Chemisorption Can Reverse Defect-Defect Interaction on Heterogeneous Catalyst Surfaces.

Atomic-level understanding of roles of defect-defect interaction in the bonding of adsorbates on surfaces is critical for tailoring catalysts atom-by-atom and designing new catalysts. Here, from first-principles calculations, we propose a microscopic mechanism for the role of sulfur vacancy-vacancy interaction in hydrogen bonding on surfaces of MoS2, a nonprecious two-dimensional catalyst for hydrogen evolution reaction. We find that before hydrogen adsorption the interaction of a sulfur vacancy with others is repulsive, originating from the antibonding-like coupling of occupied in-gap vacancy states.

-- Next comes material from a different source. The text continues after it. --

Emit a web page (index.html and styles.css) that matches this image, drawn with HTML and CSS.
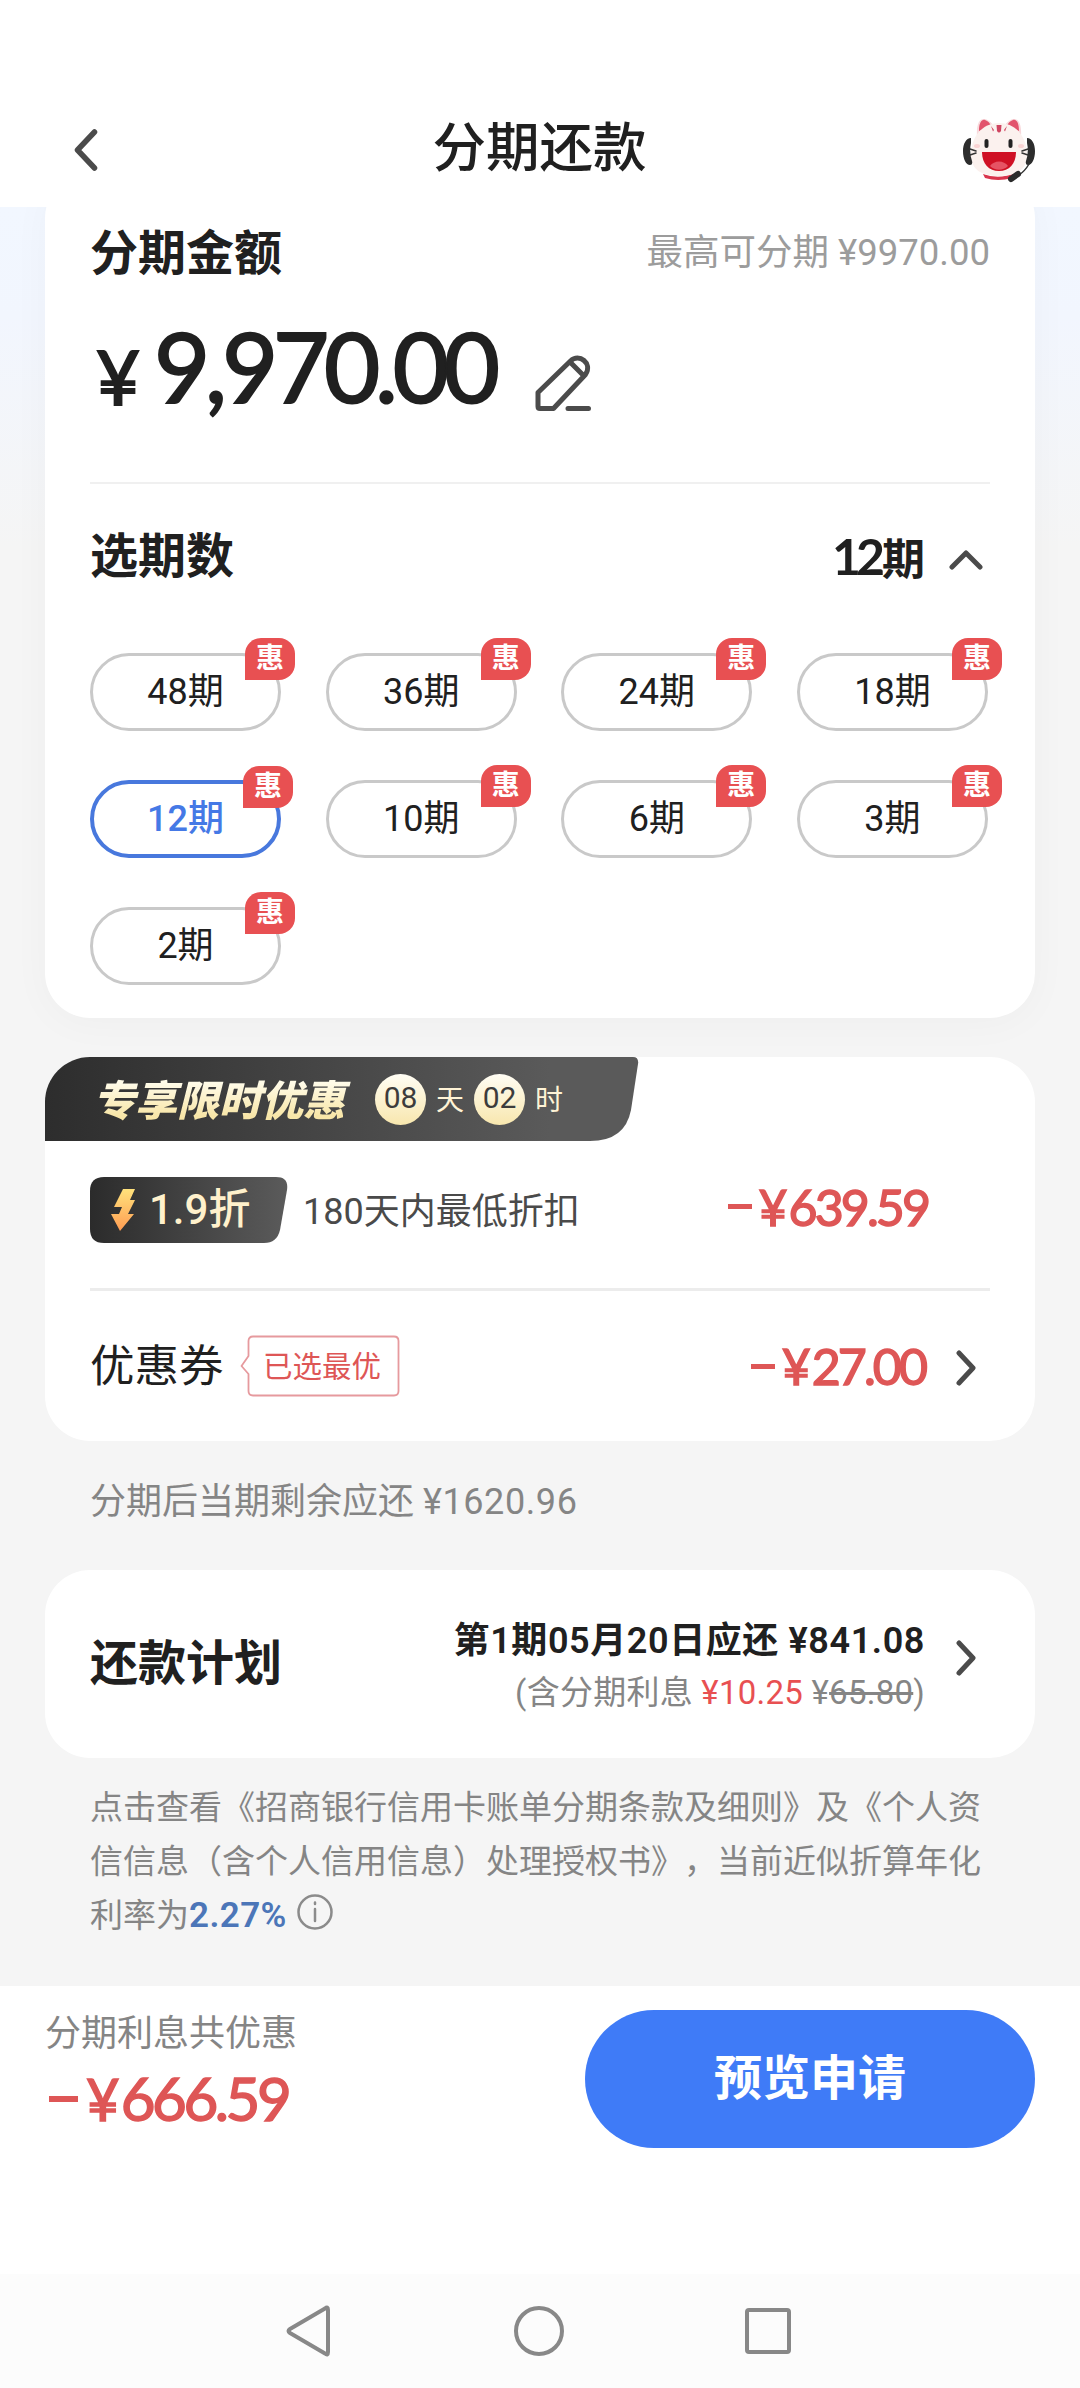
FILE: index.html
```html
<!DOCTYPE html>
<html lang="zh-CN">
<head>
<meta charset="utf-8">
<title>分期还款</title>
<link rel="stylesheet" href="styles.css">
</head>
<body>
<div class="screen">
  <header class="header">
    <svg class="back" width="24" height="44" viewBox="0 0 24 44"><path d="M20.500 4L3.500 22L20.500 40"/></svg>
    <h1 class="title">分期还款</h1>
    <svg class="mascot" width="74" height="66" viewBox="0 0 74 66">
      <path d="M15 20C14 6 18 1 23 2c4 1 8 5 9 8zM59 20C60 6 56 1 51 2c-4 1-8 5-9 8z" fill="#f8d9dc"/>
      <path d="M17 14C17 5 20 2 23 3c3 1 5 3 6 6zM57 14C57 5 54 2 51 3c-3 1-5 3-6 6z" fill="#e2536c"/>
      <path d="M21 57Q37 63 53 56L50 61Q36 65 23 61z" fill="#d9344c"/>
      <path d="M37 6C54 6 65 20 65 38C65 53 54 59 37 59S9 53 9 38C9 20 20 6 37 6z" fill="#fbf1ee"/>
      <path d="M34.500 8h5l-.500 6q-2 3-4 0zM29 9l3 4-1 1.500zM45 9l-3 4 1 1.500z" fill="#cf4460"/>
      <rect x="22.500" y="22" width="4" height="9" rx="2" fill="#222"/><rect x="46.500" y="22" width="4" height="9" rx="2" fill="#222"/>
      <path d="M20 35H54C54 47 47 54 37 54S20 47 20 35z" fill="#cf1024"/>
      <path d="M28 49C32 43 42 43 46 49C41 54 33 54 28 49z" fill="#e65364"/>
      <ellipse cx="15" cy="29" rx="3" ry="2" fill="#f9d3d3"/><ellipse cx="59" cy="29" rx="3" ry="2" fill="#f9d3d3"/>
      <path d="M9 21C4 21 1 27 1 34C1 42 4 48 8 48Q11 48 10 44Q7 35 9 26zM65 21C70 21 73 27 73 34C73 42 70 48 66 48Q63 48 64 44Q67 35 65 26z" fill="#2d2d2d"/>
      <path d="M8 32L14 34M8 38L14 36M66 32L60 34M66 38L60 36M67 47Q63 54 57 58" stroke="#333" stroke-width="1.500" fill="none"/>
      <path d="M49 62L56 57" stroke="#2b2b2b" stroke-width="6" stroke-linecap="round"/>
    </svg>
  </header>

  <main class="content">
    <section class="card amount-card">
      <div class="row limit-row">
        <h2 class="heading">分期金额</h2>
        <span class="limit">最高可分期 ¥9970.00</span>
      </div>
      <div class="amount-row">
        <span class="yen">¥</span>
        <span class="num amount">9,970.00</span>
        <svg class="pencil" width="58" height="58" viewBox="0 0 58 58"><path d="M3 38.500L35.500 7C44-1 58 9 50.500 20.500L18.500 54.500H5Q3 54.500 3 52.500zM36.500 9.500L48.500 21.500M33 54.500H53.500"/></svg>
      </div>
      <div class="line thin"></div>
      <div class="row term-row">
        <h2 class="heading">选期数</h2>
        <div class="term-value"><span><b class="num">12</b>期</span>
          <svg width="34" height="20" viewBox="0 0 34 20"><path d="M3 17L17 3L31 17"/></svg>
        </div>
      </div>
      <div class="terms">
        <div class="term">48期<em>惠</em></div>
        <div class="term">36期<em>惠</em></div>
        <div class="term">24期<em>惠</em></div>
        <div class="term">18期<em>惠</em></div>
        <div class="term active">12期<em>惠</em></div>
        <div class="term">10期<em>惠</em></div>
        <div class="term">6期<em>惠</em></div>
        <div class="term">3期<em>惠</em></div>
        <div class="term">2期<em>惠</em></div>
      </div>
    </section>

    <section class="card offer-card">
      <div class="banner">
        <strong>专享限时优惠</strong>
        <span class="count">08</span><span class="unit">天</span><span class="count">02</span><span class="unit">时</span>
      </div>
      <div class="row discount-row">
        <div class="rate">
          <svg width="26" height="44" viewBox="0 0 26 44"><defs><linearGradient id="bolt" x2="0" y2="1"><stop stop-color="#ffe27c"/><stop offset="1" stop-color="#ff9c52"/></linearGradient></defs><path fill="url(#bolt)" d="M13 1H25L20 12H25L18 26H24L10 43L1 26H9L12 19H4z"/></svg>
          <span>1.9折</span>
        </div>
        <span class="rate-note">180天内最低折扣</span>
        <span class="num money"><s class="dash"></s><u>¥</u>639.59</span>
      </div>
      <div class="line"></div>
      <div class="row coupon-row">
        <span class="coupon">优惠券</span>
        <div class="tag">
          <svg width="160" height="62" viewBox="0 0 160 62"><path d="M8.500 21V6Q8.500 1.500 13 1.500H154Q158.500 1.500 158.500 6V56Q158.500 60.500 154 60.500H13Q8.500 60.500 8.500 56V39L1.500 31z"/></svg>
          <span>已选最优</span>
        </div>
        <span class="num money"><s class="dash"></s><u>¥</u>27.00</span>
        <svg class="chevron" width="20" height="36" viewBox="0 0 20 36"><path d="M3 3L17 18L3 33"/></svg>
      </div>
    </section>

    <p class="remaining">分期后当期剩余应还 <span>¥1620.96</span></p>

    <section class="card plan-card">
      <h2 class="heading">还款计划</h2>
      <div class="plan">
        <div class="plan-main">第1期05月20日应还 ¥841.08</div>
        <div class="plan-sub">(含分期利息 <span class="red">¥10.25</span> ¥<del>65.80</del>)</div>
      </div>
      <svg class="chevron" width="20" height="36" viewBox="0 0 20 36"><path d="M3 3L17 18L3 33"/></svg>
    </section>

    <p class="legal">点击查看《招商银行信用卡账单分期条款及细则》及《个人资<br>信信息（含个人信用信息）处理授权书》，当前近似折算年化<br>利率为<b>2.27%</b><svg width="38" height="38" viewBox="0 0 38 38"><circle cx="19" cy="19" r="16.500"/><path d="M19 16V28M19 9.500V11"/></svg></p>
  </main>

  <footer class="footer">
    <div class="saving">
      <div class="saving-label">分期利息共优惠</div>
      <div class="num money big"><s class="dash"></s><u>¥</u>666.59</div>
    </div>
    <button class="submit">预览申请</button>
  </footer>

  <nav class="nav">
    <svg width="50" height="56" viewBox="0 0 50 56"><path d="M44 7Q44 3 41 5.500L6 26Q3 28 6 30L41 50.500Q44 53 44 49z"/></svg>
    <svg width="56" height="56" viewBox="0 0 56 56"><circle cx="28" cy="28" r="23"/></svg>
    <svg width="50" height="56" viewBox="0 0 50 56"><rect x="4" y="7" width="42" height="42" rx="2"/></svg>
  </nav>
</div>
</body>
</html>
```
FILE: styles.css
```css
* { box-sizing: border-box; }
body { margin: 0; background: #fff; color: #202020; font-family: Roboto, "Noto Sans CJK SC", sans-serif; }
h1, h2, p { margin: 0; font-weight: 500; }
svg { display: block; flex: none; fill: none; stroke-linecap: round; stroke-linejoin: round; }
.screen { width: 1080px; height: 2388px; display: flex; flex-direction: column; overflow: hidden; }

.header { height: 207px; flex: none; padding: 94px 42px 0 74px; display: grid; grid-template: 112px / 76px 1fr 76px; align-items: center; }
.back { stroke: #4b4b4b; stroke-width: 5.500; }
.title { text-align: center; font-size: 53.500px; line-height: 70px; padding-bottom: 2px; margin-left: -33px; }
.mascot { justify-self: end; margin-right: 2px; }

.content { height: 1779px; flex: none; overflow: hidden; padding: 0 45px; background: linear-gradient(#f2f7ff 0, #f2f6fe 110px, #f5f5f5 340px); }
.card { background: #fff; border-radius: 45px; }
.row { display: flex; align-items: center; }
.heading { font-size: 48px; line-height: 60px; font-weight: 700; padding-top: 2px; }
.line { height: 3px; margin: 0 45px; background: #ececec; }
.line.thin { height: 2px; margin: 0; background: #f0f0f0; }
.num { font-family: Lato, "Noto Sans CJK SC", sans-serif; font-variant-numeric: tabular-nums; }

.amount-card { margin-top: -34px; height: 845px; padding: 50px 45px 0; box-shadow: 0 5px 40px rgba(0,0,0,.03); }
.limit-row { height: 60px; justify-content: space-between; }
.limit { color: #9c9c9c; font-size: 36.500px; line-height: 50px; }
.amount-row { height: 199px; padding-bottom: 33px; display: flex; align-items: center; line-height: 120px; }
.yen { font: 76px/90px Lato, sans-serif; -webkit-text-stroke: 2px #202020; margin: 19px 0 0 6px; width: 58px; }
.amount { font-size: 97px; letter-spacing: -5.200px; -webkit-text-stroke: 2px #202020; width: 343px; }
.pencil { margin: 34px 0 0 38px; stroke: #4b4b4b; stroke-width: 5; }
.term-row { height: 144px; justify-content: space-between; }
.term-value { display: flex; align-items: center; font-size: 43px; font-weight: 700; line-height: 60px; }
.term-value span { padding-top: 3px; }
.term-value b { font-size: 50px; font-weight: 700; letter-spacing: -5px; margin-right: 2px; }
.term-value svg { margin: 8px 7px 0 24px; stroke: #4b4b4b; stroke-width: 5; }
.terms { margin: 25px 2px 0 0; display: grid; grid-template-columns: repeat(4, 191px); grid-auto-rows: 78px; row-gap: 49px; justify-content: space-between; }
.term { position: relative; border: 3px solid #c9c9c9; border-radius: 39px; text-align: center; font-size: 36px; line-height: 73px; }
.term.active { border: 4px solid #4878dd; color: #4579e6; font-weight: 500; line-height: 71px; }
.term em { position: absolute; top: -18px; right: -17px; width: 50px; height: 42px; border-radius: 16px 16px 16px 0; background: #e85052; color: #fff; font: 700 28px/37px "Noto Sans CJK SC", sans-serif; }
.term.active em { top: -18px; right: -16px; }

.offer-card { margin-top: 39px; height: 384px; overflow: hidden; }
.banner { width: 594px; height: 84px; padding-left: 48px; display: flex; align-items: center; background: linear-gradient(90deg, #2d2d2d, #5a5a5a 85%); clip-path: path("M0 0H588Q594 0 593 7L586 53Q580 84 545 84H0z"); color: #fff3d6; }
.banner strong { width: 282px; font: italic 900 42px/60px "Noto Sans CJK SC", sans-serif; background: linear-gradient(#fffbe8 25%, #f8e6a8 80%); -webkit-background-clip: text; color: transparent; margin-top: -3px; }
.count { width: 51px; height: 51px; border-radius: 50%; background: linear-gradient(#fffdf4, #f8e7ae); color: #3c3c3c; text-align: center; font-size: 30px; line-height: 48px; }
.unit { width: 48px; text-align: center; font-size: 28px; line-height: 40px; padding-top: 3px; }
.discount-row { height: 147px; padding: 0 45px 9px; }
.rate { width: 198px; height: 66px; padding-left: 20px; display: flex; align-items: center; background: linear-gradient(90deg, #2b2b2b, #5b5b5b); clip-path: path("M14 0H186Q199 0 197 13L190 53Q187 66 174 66H14Q0 66 0 52V14Q0 0 14 0z"); color: #fff1cc; font-size: 42px; font-weight: 500; line-height: 60px; }
.rate span { margin-left: 13px; }
.rate-note { margin: 4px 0 0 15px; font-size: 36px; line-height: 50px; color: #4a4a4a; }
.money { display: flex; align-items: baseline; margin-left: auto; color: #de5656; font-size: 50px; line-height: 60px; letter-spacing: -2.900px; -webkit-text-stroke: 1.500px #de5656; }
.money u { text-decoration: none; font-size: 50px; letter-spacing: 0; margin-right: 1px; }
.dash { width: 24px; height: 5px; margin-right: 7px; background: #de5656; align-self: center; }
.discount-row .money { margin-right: 62px; margin-top: -7px; }
.coupon-row { height: 150px; padding: 0 45px; }
.coupon { font-size: 44.500px; line-height: 60px; width: 150px; padding-top: 2px; }
.tag { width: 160px; height: 62px; display: grid; color: #de5656; font-size: 29.500px; line-height: 64px; }
.tag > * { grid-area: 1 / 1; }
.tag svg { stroke: #e69a9e; stroke-width: 1.800; }
.tag span { padding-left: 23px; }
.chevron { stroke: #4b4b4b; stroke-width: 5; margin: 3px 14px 0 31px; }

.remaining { height: 129px; padding: 34px 45px 0; color: #858585; font-size: 36px; line-height: 54px; font-weight: 400; }
.remaining span { letter-spacing: .600px; }
.plan-card { height: 188px; padding: 0 45px; display: flex; align-items: center; }
.plan-card .heading { padding-top: 0; }
.plan { margin-left: auto; text-align: right; padding-top: 5px; }
.plan-main { font-size: 36px; line-height: 52px; font-weight: 600; letter-spacing: .600px; }
.plan-sub { color: #858585; font-size: 33px; line-height: 52px; letter-spacing: .250px; }
.red { color: #e85052; }
.plan-card .chevron { margin-top: -12px; }
.legal { margin-top: 23px; padding: 0 45px; font-size: 33px; line-height: 54px; color: #858585; font-weight: 400; white-space: nowrap; text-spacing-trim: space-all; }
.legal b { color: #4c76b8; font-weight: 600; font-size: 35px; letter-spacing: .400px; }
.legal svg { display: inline-block; vertical-align: -4px; margin-left: 9px; stroke: #8b8b8b; stroke-width: 2.500; }

.footer { height: 288px; flex: none; padding: 24px 45px 0; display: flex; justify-content: space-between; align-items: flex-start; }
.saving-label { color: #858585; font-size: 36px; line-height: 48px; }
.big { font-size: 60px; line-height: 80px; padding-left: 4px; letter-spacing: -3.400px; }
.big u { font-size: 58px; }
.big .dash { width: 29px; height: 6px; margin-right: 8px; }
.submit { width: 450px; height: 138px; padding: 0; border: 0; border-radius: 69px; background: #3f7bf7; color: #fff; font: 700 48px/70px Roboto, "Noto Sans CJK SC", sans-serif; }
.nav { height: 114px; flex: none; padding: 0 287px 0 284px; display: flex; justify-content: space-between; align-items: center; background: #fcfcfc; }
.nav svg { stroke: #888; stroke-width: 4; }
```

When the sulfur vacancy is adsorbed by a hydrogen atom, its interaction with other unadsorbed sulfur vacancies becomes attractive, which can be attributed to the decoupling of repulsive vacancy-vacancy interactions and the occupying of bonding-like coupling states between the in-gap vacancy states that are unoccupied before hydrogen adsorption. This repulsive-to-attractive reverse of vacancy-vacancy interaction reduces the hydrogen adsorption energy and explains why the hydrogen adsorption energy decreases with increasing sulfur vacancy concentration. The emerging picture enables a more general discussion of local defect effects on the adsorption of various adsorbates at different surfaces, providing guidance to improve catalytic performance through defect engineering.